No. 7 – Medipolis SC Jena
- Position: Shooting guard / small forward
- League: ProA

Personal information
- Born: January 6, 1989 (age 37) Memphis, Tennessee, U.S.
- Listed height: 6 ft 5 in (1.96 m)
- Listed weight: 225 lb (102 kg)

Career information
- High school: Overton (Memphis, Tennessee)
- College: Itawamba CC (2007–2008); Western Kentucky (2008–2011);
- NBA draft: 2011: undrafted
- Playing career: 2011–present

Career history
- 2011–2012: Aris
- 2012–2015: Artland Dragons
- 2015: Eisbären Bremerhaven
- 2016–2023: Mitteldeutscher BC
- 2023–present: Medipolis SC Jena

= Sergio Kerusch =

American-German basketball player

Sergio Kerusch (born January 6, 1989) is an American-German professional basketball player who currently plays for Mitteldeutscher BC of the Basketball Bundesliga.
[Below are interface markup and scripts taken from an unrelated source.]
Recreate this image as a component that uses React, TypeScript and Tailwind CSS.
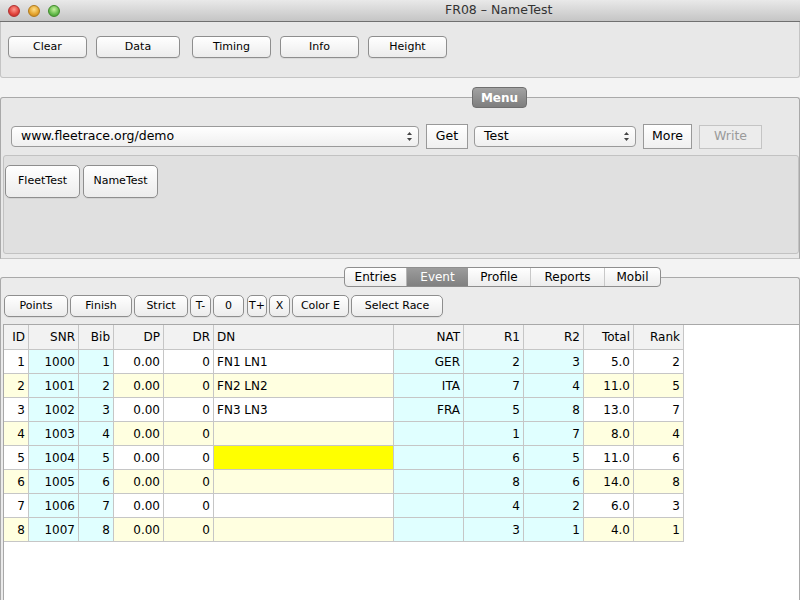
import { ReactNode } from "react";

const font = "font-['DejaVu_Sans',sans-serif]";

const rows: (string | number)[][] = [
  [1, 1000, 1, "0.00", 0, "FN1 LN1", "GER", 2, 3, "5.0", 2],
  [2, 1001, 2, "0.00", 0, "FN2 LN2", "ITA", 7, 4, "11.0", 5],
  [3, 1002, 3, "0.00", 0, "FN3 LN3", "FRA", 5, 8, "13.0", 7],
  [4, 1003, 4, "0.00", 0, "", "", 1, 7, "8.0", 4],
  [5, 1004, 5, "0.00", 0, "", "", 6, 5, "11.0", 6],
  [6, 1005, 6, "0.00", 0, "", "", 8, 6, "14.0", 8],
  [7, 1006, 7, "0.00", 0, "", "", 4, 2, "6.0", 3],
  [8, 1007, 8, "0.00", 0, "", "", 3, 1, "4.0", 1],
];

const headers = ["ID", "SNR", "Bib", "DP", "DR", "DN", "NAT", "R1", "R2", "Total", "Rank"];
const cyanCols = [1, 2, 6, 7, 8];

function cellBg(row: number, col: number) {
  if (col === 5 && row === 4) return "bg-[#ffff00]";
  if (cyanCols.includes(col)) return "bg-[#e0ffff]";
  return row % 2 === 1 ? "bg-[#ffffe0]" : "bg-white";
}

function Btn({ children, className = "" }: { children: ReactNode; className?: string }) {
  return (
    <div
      className={`flex items-center justify-center rounded-[4px] border border-[#8e8e8e] bg-gradient-to-b from-white to-[#ececec] text-[11px] text-black shadow-[0_1px_0_rgba(0,0,0,0.06)] ${className}`}
    >
      {children}
    </div>
  );
}

function Combo({ text, className = "" }: { text: string; className?: string }) {
  return (
    <div
      className={`flex h-[21px] items-center justify-between rounded-[4px] border border-[#9a9a9a] bg-gradient-to-b from-white to-[#efefef] pl-[9px] pr-[5px] text-[12.5px] text-black ${className}`}
    >
      <span>{text}</span>
      <svg width="7" height="11" viewBox="0 0 7 11">
        <path d="M3.5 1 L6 4 L1 4 Z" fill="#444" />
        <path d="M3.5 10 L6 7 L1 7 Z" fill="#444" />
      </svg>
    </div>
  );
}

export default function App() {
  return (
    <div className={`flex h-[600px] w-[800px] flex-col overflow-hidden bg-[#f3f3f3] ${font}`}>
      {/* Title bar */}
      <div className="flex h-[22px] shrink-0 items-center border-b border-[#707070] bg-gradient-to-b from-[#e9e9e9] to-[#c5c5c5] pl-[8px]">
        <div className="flex gap-[8px]">
          <span className="h-[12px] w-[12px] rounded-full border border-[#b03030] bg-[radial-gradient(circle_at_50%_35%,#ff9a90,#e0413a_60%,#b52a24)]" />
          <span className="h-[12px] w-[12px] rounded-full border border-[#b07a1c] bg-[radial-gradient(circle_at_50%_35%,#ffe08a,#e3a22c_60%,#b9781a)]" />
          <span className="h-[12px] w-[12px] rounded-full border border-[#3f8a2a] bg-[radial-gradient(circle_at_50%_35%,#c8f2a0,#62b94a_60%,#3f8d2c)]" />
        </div>
        <span className="ml-[385px] text-[12.5px] text-[#333]">FR08 – NameTest</span>
      </div>

      {/* Top buttons */}
      <div className="flex h-[56px] shrink-0 gap-[9px] rounded-b-[3px] border border-t-0 border-[#c4c4c4] bg-[#e8e8e8] pl-[7px] pt-[14px]">
        <Btn className="h-[22px] w-[79px]">Clear</Btn>
        <Btn className="h-[22px] w-[84px]">Data</Btn>
        <Btn className="ml-[3px] h-[22px] w-[79px]">Timing</Btn>
        <Btn className="h-[22px] w-[79px]">Info</Btn>
        <Btn className="h-[22px] w-[79px]">Height</Btn>
      </div>

      {/* Menu group */}
      <div className="relative mt-[19px] flex h-[162px] shrink-0 flex-col rounded-t-[3px] border border-[#a9a9a9] border-b-[#c4c4c4] bg-[#e8e8e8]">
        <div className="absolute left-[471px] top-[-11px] flex h-[21px] w-[55px] items-center justify-center rounded-[4px] border border-[#6f6f6f] bg-gradient-to-b from-[#a2a2a2] to-[#7e7e7e] text-[12px] font-bold text-white">
          Menu
        </div>
        <div className="mt-[26px] flex items-center pl-[10px]">
          <Combo text="www.fleetrace.org/demo" className="w-[408px]" />
          <div className="ml-[7px] flex h-[25px] w-[42px] items-center justify-center border border-[#999] bg-gradient-to-b from-white to-[#f0f0f0] text-[12.5px]">
            Get
          </div>
          <Combo text="Test" className="ml-[6px] w-[162px]" />
          <div className="ml-[7px] flex h-[25px] w-[49px] items-center justify-center border border-[#999] bg-gradient-to-b from-white to-[#f0f0f0] text-[12.5px]">
            More
          </div>
          <div className="ml-[7px] flex h-[24px] w-[63px] items-center justify-center border border-[#c4c4c4] bg-[#ececec] text-[12.5px] text-[#9a9a9a]">
            Write
          </div>
        </div>
        <div className="ml-[2px] mt-[6px] flex h-[99px] gap-[3px] rounded-[3px] border border-[#c2c2c2] bg-[#e0e0e0] pl-[1px] pt-[9px]">
          <Btn className="h-[33px] w-[75px] rounded-[5px]">FleetTest</Btn>
          <Btn className="h-[33px] w-[75px] rounded-[5px]">NameTest</Btn>
        </div>
      </div>

      {/* Lower panel */}
      <div className="relative mt-[18px] flex flex-1 flex-col rounded-t-[3px] border border-b-0 border-[#a9a9a9] bg-[#ebebeb]">
        <div className="absolute left-[343px] top-[-11px] flex h-[20px] overflow-hidden rounded-[4px] border border-[#8e8e8e] bg-gradient-to-b from-white to-[#ececec] text-[12px]">
          <div className="flex w-[62px] items-center justify-center border-r border-[#b5b5b5]">Entries</div>
          <div className="flex w-[61px] items-center justify-center bg-gradient-to-b from-[#9c9c9c] to-[#808080] text-white">
            Event
          </div>
          <div className="flex w-[63px] items-center justify-center border-r border-[#c8c8c8]">Profile</div>
          <div className="flex w-[74px] items-center justify-center border-r border-[#c8c8c8]">Reports</div>
          <div className="flex w-[55px] items-center justify-center">Mobil</div>
        </div>

        <div className="mt-[17px] flex gap-[2px] pl-[3px]">
          <Btn className="h-[22px] w-[64px] rounded-[5px]">Points</Btn>
          <Btn className="h-[22px] w-[62px] rounded-[5px]">Finish</Btn>
          <Btn className="h-[22px] w-[54px] rounded-[5px]">Strict</Btn>
          <Btn className="h-[22px] w-[21px] rounded-[5px]">T-</Btn>
          <Btn className="h-[22px] w-[31px] rounded-[5px]">0</Btn>
          <Btn className="ml-[1px] h-[22px] w-[20px] rounded-[5px]">T+</Btn>
          <Btn className="h-[22px] w-[21px] rounded-[5px]">X</Btn>
          <Btn className="h-[22px] w-[57px] rounded-[5px]">Color E</Btn>
          <Btn className="h-[22px] w-[92px] rounded-[5px]">Select Race</Btn>
        </div>

        {/* Table */}
        <div className="ml-[2px] mt-[7px] flex-1 border-l border-t border-[#a8a8a8] bg-white text-[12px] text-black">
          <div className="grid w-fit grid-cols-[25px_50px_35px_50px_50px_180px_70px_60px_60px_50px_50px]">
            {headers.map((h, c) => (
              <div
                key={h}
                className={`flex h-[25px] items-center border-b border-r border-[#c6c6c6] bg-[#f2f2f2] px-[3px] ${c === 5 ? "justify-start" : "justify-end"}`}
              >
                {h}
              </div>
            ))}
            {rows.map((r, i) =>
              r.map((v, c) => (
                <div
                  key={`${i}-${c}`}
                  className={`flex h-[24px] items-center border-b border-r border-[#c6c6c6] px-[3px] ${cellBg(i, c)} ${c === 5 ? "justify-start" : "justify-end"}`}
                >
                  {v}
                </div>
              ))
            )}
          </div>
        </div>
      </div>
    </div>
  );
}
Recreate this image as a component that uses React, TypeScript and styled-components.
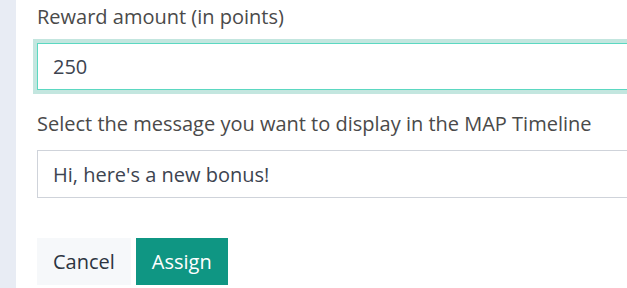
import styled, { createGlobalStyle } from "styled-components";

const GlobalStyle = createGlobalStyle`
    html, body {
        margin: 0;
        padding: 0;
        background: #ffffff;
        overflow: hidden;
    }
    body {
        font-family: "Open Sans", "Noto Sans", sans-serif;
    }
`;

const Page = styled.div`
    display: flex;
    width: 627px;
    height: 288px;
    overflow: hidden;
`;

const Rail = styled.div`
    width: 16px;
    flex-shrink: 0;
    background: #e8ecf4;
`;

const Panel = styled.div`
    flex: 1;
    display: flex;
    flex-direction: column;
    padding: 3px 0 0 21px;
`;

const Field = styled.div`
    display: flex;
    flex-direction: column;
    gap: 12px;
    margin-bottom: 20px;
`;

const Label = styled.label`
    font-size: 20px;
    line-height: 28px;
    color: #4a4a4a;
    white-space: nowrap;
`;

const Input = styled.input<{ $focused?: boolean }>`
    box-sizing: border-box;
    width: 620px;
    height: ${(p) => (p.$focused ? "47px" : "48px")};
    padding: 0 15px;
    font-family: inherit;
    font-size: 20px;
    color: #3d4450;
    background: #ffffff;
    border: 1px solid ${(p) => (p.$focused ? "#5bd8c1" : "#cfd3da")};
    border-radius: 0;
    outline: none;
    box-shadow: ${(p) => (p.$focused ? "0 0 0 4px #c3e6df" : "none")};
`;

const Actions = styled.div`
    display: flex;
    gap: 5px;
    margin-top: 20px;
`;

const Button = styled.button<{ $primary?: boolean }>`
    box-sizing: border-box;
    height: 47px;
    padding: 0 16px;
    font-family: inherit;
    font-size: 20px;
    border: none;
    border-radius: 0;
    cursor: pointer;
    background: ${(p) => (p.$primary ? "#0f9683" : "#f6f8fa")};
    color: ${(p) => (p.$primary ? "#ffffff" : "#2c3440")};
`;

export default function App() {
    return (
        <Page>
            <GlobalStyle />
            <Rail />
            <Panel>
                <Field>
                    <Label>Reward amount (in points)</Label>
                    <Input $focused defaultValue="250" />
                </Field>
                <Field>
                    <Label>Select the message you want to display in the MAP Timeline</Label>
                    <Input defaultValue="Hi, here's a new bonus!" />
                </Field>
                <Actions>
                    <Button>Cancel</Button>
                    <Button $primary>Assign</Button>
                </Actions>
            </Panel>
        </Page>
    );
}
He is a 6 ft 5 in (1.96 m) tall shooting guard-small forward. He also holds a German passport due to his German father.

==College career==
After playing basketball at Overton High School, Kerusch played college basketball at Itawamba Community College (2007–08), and at Western Kentucky University, with the Western Kentucky Hilltoppers, from 2008–11.

==Pro career==
Kerusch began his professional basketball career after signing a contract with the Greek Championship club Aris Thessaloniki in 2011. In June 2012 he left Aris Thessaloniki and signed with Artland Dragons. On February 20, he signed with Eisbären Bremerhaven of the Basketball Bundesliga.

After playing for Mitteldeutscher BC from 2016–2023, he signed with Medipolis SC Jena of the ProA on February 1, 2023.